Improving Latino Children’s Literacy

Recently on NBC’s Rock Center with Brian Williams, Chelsea Clinton gave a news report on the collaboration between a charter school in Rhode Island and the surrounding public schools. The goal of this venture is to help the public school children in kindergarten through 2nd grade improve their reading skills… and it is working. When this collaboration began three years ago, only 37% of K-2nd graders were reading at or above grade level. Within eight months, that number was up to 66%.

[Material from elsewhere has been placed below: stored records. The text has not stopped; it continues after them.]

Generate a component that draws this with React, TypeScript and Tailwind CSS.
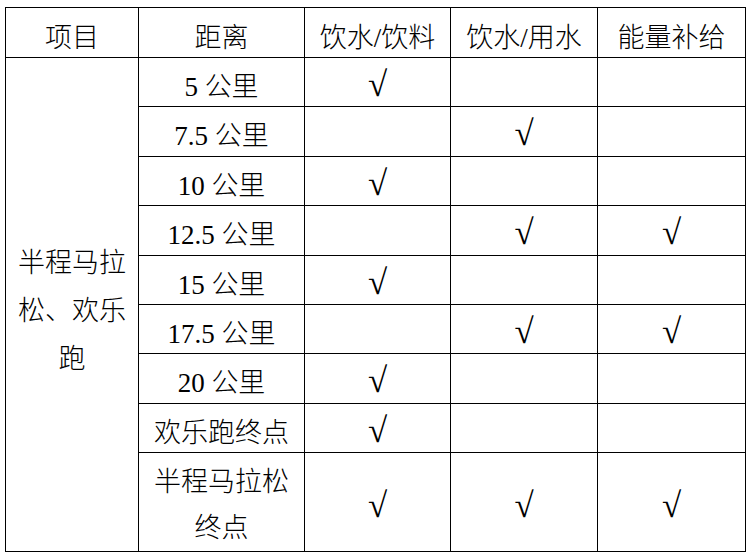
import React from "react";

const font = {
  fontFamily: '"Liberation Serif", "Noto Sans CJK SC", serif',
};

type Row = {
  distance: string;
  drink: boolean;
  water: boolean;
  energy: boolean;
  tall?: boolean;
};

const rows: Row[] = [
  { distance: "5 公里", drink: true, water: false, energy: false },
  { distance: "7.5 公里", drink: false, water: true, energy: false },
  { distance: "10 公里", drink: true, water: false, energy: false },
  { distance: "12.5 公里", drink: false, water: true, energy: true },
  { distance: "15 公里", drink: true, water: false, energy: false },
  { distance: "17.5 公里", drink: false, water: true, energy: true },
  { distance: "20 公里", drink: true, water: false, energy: false },
  { distance: "欢乐跑终点", drink: true, water: false, energy: false },
  { distance: "半程马拉松终点", drink: true, water: true, energy: true, tall: true },
];

const base = "border border-black text-center px-2 pb-0 font-light";
const single = `${base} align-top pt-[10px] leading-[38px]`;
const tallCell = `${base} align-top pt-[6px] leading-[46px]`;
const head = `${base} align-top pt-[12px] leading-[37px]`;
const checkCell = `${base} align-top pt-[8px] leading-[38px]`;
const checkTall = `${base} align-middle pt-[8px] leading-[38px]`;

const Check = ({ on }: { on: boolean }) =>
  on ? (
    <span className="inline-block align-top h-[38px] leading-[38px] text-[35px]">√</span>
  ) : null;

export default function App() {
  return (
    <div className="w-[750px] h-[555px] bg-white pl-[5px] pt-[7px]" style={font}>
      <table className="border-collapse table-fixed w-[740px] text-[27px] text-black">
        <colgroup>
          <col className="w-[133px]" />
          <col className="w-[166px]" />
          <col className="w-[146px]" />
          <col className="w-[147px]" />
          <col className="w-[148px]" />
        </colgroup>
        <thead>
          <tr className="h-[50px]">
            <th className={head}>项目</th>
            <th className={head}>距离</th>
            <th className={head}>饮水/饮料</th>
            <th className={head}>饮水/用水</th>
            <th className={head}>能量补给</th>
          </tr>
        </thead>
        <tbody>
          {rows.map((r, i) => {
            const cls = r.tall ? tallCell : single;
            const checkCls = r.tall ? checkTall : checkCell;
            return (
              <tr key={r.distance} className={r.tall ? "h-[98px]" : "h-[49.4px]"}>
                {i === 0 && (
                  <td
                    rowSpan={rows.length}
                    className={`${base} align-middle pt-[12px] leading-[48px]`}
                  >
                    半程马拉松、欢乐跑
                  </td>
                )}
                <td className={cls}>{r.distance}</td>
                <td className={checkCls}>
                  <Check on={r.drink} />
                </td>
                <td className={checkCls}>
                  <Check on={r.water} />
                </td>
                <td className={checkCls}>
                  <Check on={r.energy} />
                </td>
              </tr>
            );
          })}
        </tbody>
      </table>
    </div>
  );
}
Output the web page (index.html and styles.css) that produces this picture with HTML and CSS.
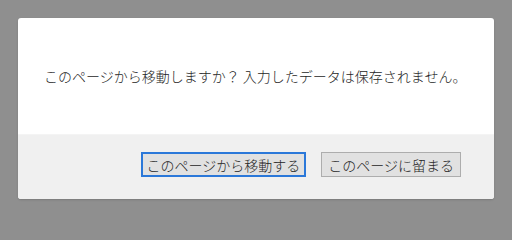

This particular Rhode Island school district is the poorest in the state, and many of the students are Latino children. Their situation, though, is reflected across the country. According to the School Library Journal, our country’s graduating high school seniors in 2011 only had a 31% proficiency rate in reading. Harvard’s Program on Education Policy and Governance has released a study “Globally Challenged: Are U.S. Students Ready to Compete?” that reveals that this proficiency rate really varies depending on the ethnic and racial background of the student. The numbers are even lower for Latinos. Barely 5% of Hispanic students ranked proficient in reading, according to the study.

Literacy is one of the top skills necessary for a student to succeed academically. If you can’t read and write, or understand what you are reading, it affects virtually every subject across the board. Almost every class requires reading. Even in math, you have to be able to read word problems, or at least the directions.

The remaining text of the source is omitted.